Has anyone bought frozen from Camzoo? I want to order 50 frozen pinks but last time i did (from another company) i ended up with a big bag of mush.


----------



## Guest (Jul 15, 2007)

spirit975 said:


> Has anyone bought frozen from Camzoo? I want to order 50 frozen pinks but last time i did (from another company) i ended up with a big bag of mush.


camzoo are good : victory:


----------



## reptiles-ink (Nov 4, 2006)

camzoo arent posting frozen out at the moment due to the weather


----------



## reptiles-ink (Nov 4, 2006)

sorry its now changed, they say to phone orders in and they will advise a shipping date depending on the weather.
they wont send pinks on their own tho, you would have to collect them


----------



## spirit975 (May 15, 2007)

Oh ok, no worries. I thought they sent them mail order hence the delivery price?

I`ll look elsewhere then.: victory:


----------



## saxon (Feb 26, 2007)

They do deliver, weather permitting, but you can't buy 'just' pinks or fluffs. They have to be in with other frozen items.


----------



## the-tick (Nov 27, 2006)

saxon said:


> They do deliver, weather permitting, but you can't buy 'just' pinks or fluffs. They have to be in with other frozen items.


really ??... oh bugger there goes that idea then.......goes and search for frozen foods shops that take paypal


----------



## Ribs (Jul 3, 2007)

Frozen Direct


Has anybody had any dealings with this company?

Good/bad results?

Ta for any responses!!

Rich


----------



## bribrian (Jan 12, 2006)

Ribs said:


> Frozen Direct
> 
> 
> Has anybody had any dealings with this company?
> ...


I've got off Frozen Direct a couple of times & was happy with them........:smile:


----------



## LlanfairPG (May 20, 2007)

I didn't rate Camzoo to be honest, The Mice were way undersized and everything was defrosted!! They did send replacements, but they were the same.

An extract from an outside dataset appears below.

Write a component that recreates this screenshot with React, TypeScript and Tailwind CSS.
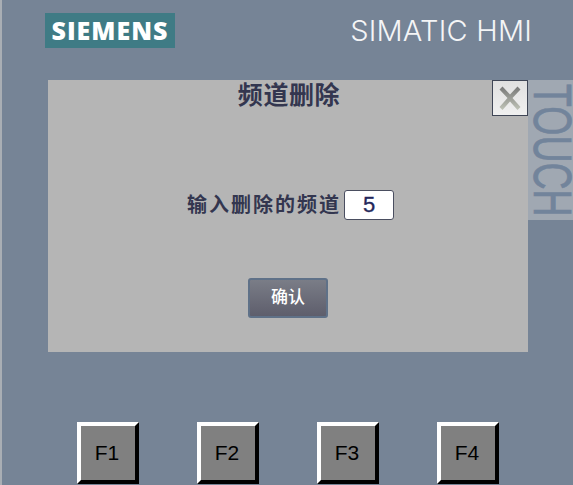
import React from "react";

const cjk = { fontFamily: '"Liberation Sans", "Noto Sans CJK SC", sans-serif' };

function FKey({ label }: { label: string }) {
  return (
    <div
      className="w-[62px] h-[62px] border-[4px] border-t-white border-l-white border-r-black border-b-black bg-[#808080] flex items-center justify-center pr-[2px] text-[21px] text-black"
      style={{ fontFamily: '"Liberation Sans", sans-serif' }}
    >
      {label}
    </div>
  );
}

export default function App() {
  return (
    <div className="w-[573px] h-[485px] overflow-hidden bg-[#768496] border-l-2 border-[#a9aeb4] flex flex-col" style={cjk}>
      <div className="h-[80px] flex items-start justify-between pl-[43px] pr-[41px] pt-[13px]">
        <div className="w-[130px] h-[35px] bg-[#3f7b85] flex items-center justify-center text-white font-extrabold text-[25px] tracking-[1px] leading-none" style={{ fontFamily: '"Open Sans", sans-serif' }}>
          SIEMENS
        </div>
        <div className="text-[#f4f5f6] text-[29px] leading-none mt-[3px] tracking-[0.2px]" style={{ fontFamily: '"Inter", sans-serif', fontWeight: 300 }}>
          SIMATIC HMI
        </div>
      </div>

      <div className="flex items-start pl-[46px]">
        <div className="relative w-[480px] h-[272px] bg-[#b5b5b5] flex flex-col items-center text-[#33364f]">
          <div className="font-bold text-[25px] leading-[30px] tracking-[0.6px] ml-[2px]">频道删除</div>
          <div className="absolute right-0 top-0 w-[36px] h-[36px] border border-[#3f4656] bg-gradient-to-b from-[#e0e0e0] to-[#f0f0f0] flex items-center justify-center">
            <svg width="28" height="28" viewBox="0 0 28 28">
              <defs>
                <linearGradient id="x" x1="0" y1="0" x2="0" y2="1">
                  <stop offset="0" stopColor="#777777" />
                  <stop offset="1" stopColor="#c0c4b8" />
                </linearGradient>
              </defs>
              <path d="M3.5 5.5 L6.5 2.5 L14 10.5 L21.5 2.5 L24.5 5.5 L16.5 14 L24.5 23 L21.5 26 L14 17.5 L6.5 26 L3.5 23 L11.5 14 Z" fill="url(#x)" />
            </svg>
          </div>
          <div className="mt-[80px] ml-[5px] flex items-center gap-[3px] font-bold text-[20px] leading-[30px]">
            <span className="tracking-[2px]">输入删除的频道</span>
            <div className="w-[50px] h-[30px] bg-white border border-[#4a4e60] rounded-[3px] flex items-center justify-center text-[22px] font-normal text-[#23265a] [-webkit-text-stroke:0.3px_#23265a]" style={{ fontFamily: '"Liberation Sans", sans-serif' }}>
              5
            </div>
          </div>
          <div className="mt-[58px] w-[80px] h-[40px] rounded-[3px] border-2 border-[#5f7188] bg-gradient-to-b from-[#7a7d87] to-[#5e5e6c] flex items-center justify-center text-white font-medium text-[17px]">
            确认
          </div>
        </div>
        <div className="w-[45px] h-[140px] bg-[#a0a8b2] flex items-center justify-center pl-[4px]">
          <span className="[writing-mode:vertical-rl] scale-x-[1.45] text-[#72849b] text-[37.5px] leading-[28px] whitespace-nowrap [-webkit-text-stroke:0.5px_#72849b]" style={{ fontFamily: '"Liberation Sans", sans-serif' }}>
            TOUCH
          </span>
        </div>
      </div>

      <div className="flex gap-[58px] pl-[75px] mt-[70px]">
        <FKey label="F1" />
        <FKey label="F2" />
        <FKey label="F3" />
        <FKey label="F4" />
      </div>
    </div>
  );
}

Have never tried anyone else.


----------



## Iliria (Jan 19, 2007)

my big snake wont touch the camzoo mice....in fact he wont eat at all


----------



## Guest (Aug 12, 2007)

i will be sticking too honey brook now 

i had a delivery from camzoo that was completely defrosted 

and they all stank ,also i sold a snake that was being offered rats

and it turned out they were camzoo rats and the snake was leaving them 

thats bad!



i breed my own now so hope fully i wont buy another crap rodent ever!!!!


----------



## adamntitch (Jun 17, 2007)

ordered mice from here and the bags where short by 10 mice maybe one or to ad not mind but tens a bit much


----------



## LlanfairPG (May 20, 2007)

I would have used Honeybrook as they seemed exceptionally professional but they had no weaners when I needed them. They didn't expect to be getting any in anytime soon either.

I will be trying them again when I need more, just have 100 mice and weaners to get through before that though.


----------